Adult Pneumococcal Vaccinations

By Julie Wiekamp, MPAS, PA-C

Much confusion exists surrounding the adult pneumococcal vaccines. Currently, there are two types of pneumococcal vaccines on the market and both are quite good at preventing one of the most common types of bacterial pneumonia. The CDC recommends all adults over the age of 65 receive both vaccines, while adults with other medical conditions may receive the vaccinations earlier.

Pneumonia is inflammation or infection of the lungs. It is caused by many types of viruses and bacteria. Symptoms include fever, chills, fatigue, productive cough and shortness of breath. Patients may even become nauseated or wheezy. If taken, chest xrays will often show consolidation or infiltrates. Treatment depends on the type of virus or bacteria causing the pneumonia, as well as the general health of the patient. Sometimes, patients may need to be hospitalized to clear the infection.

The pneumococcal vaccinations specifically provide immunity against certain strains of the Streptococcus pneumoniae bacteria. Streptococcus pneumoniae causes pneumonia, sinus infections, ear infections and meningitis. The pneumococcal vaccinations do NOT provide immunity against viral pneumonias or pneumonias cauesd by other types of bacteria.

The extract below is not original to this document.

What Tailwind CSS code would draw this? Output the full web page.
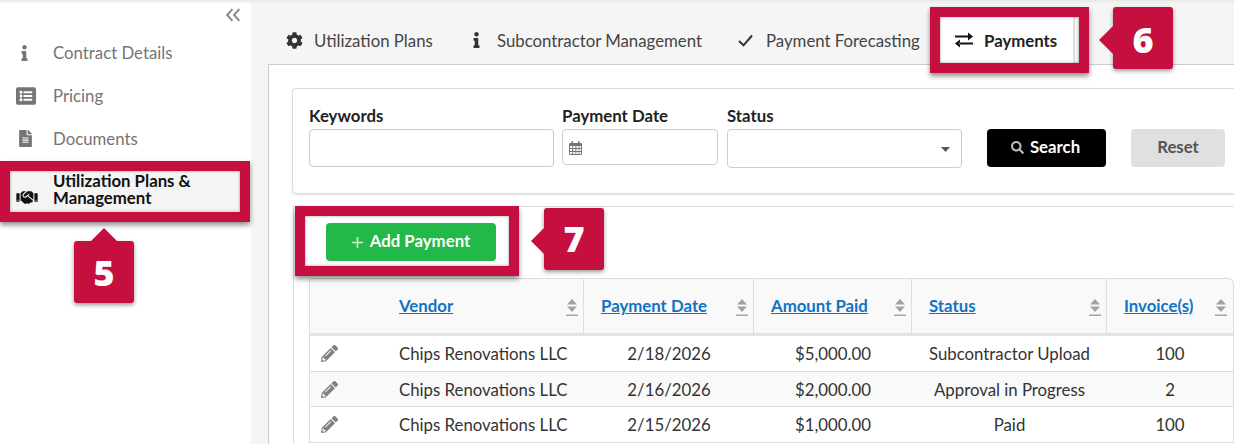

Two types of pneumococcal vaccines are currently available. Pneumococcal polysaccharide vaccine(Pneumovax 23) and pneumococcal conjugate vaccine(Prevnar 13) are both given to adults. Pneumovax 23 protects against 23 different types of Streptococcal pneumoniae bacteria. It is not effective for children. Prevnar 13 is given to both children and adults and provides excellent immunity.

The CDC recommends all adults over the age of 65 receive the Prevnar 13 vaccination, as well as the Pneumovax vaccination. Adults ages 19-64 may receive 1 dose of Pneumovax before age 65 if they have chronic heart disease, lung disease, diabetes or smoke cigarettes. Immunocompromised individuals ages 19-64 are also eligible for both Prevnar 13 and Pneumovax. Many adults will require a booster.

The vaccines are quite effective at preventing pneumococcal pneumonia. However, many eligible adults are simply not receiving their vaccines! Talk with your provider about your vaccination status!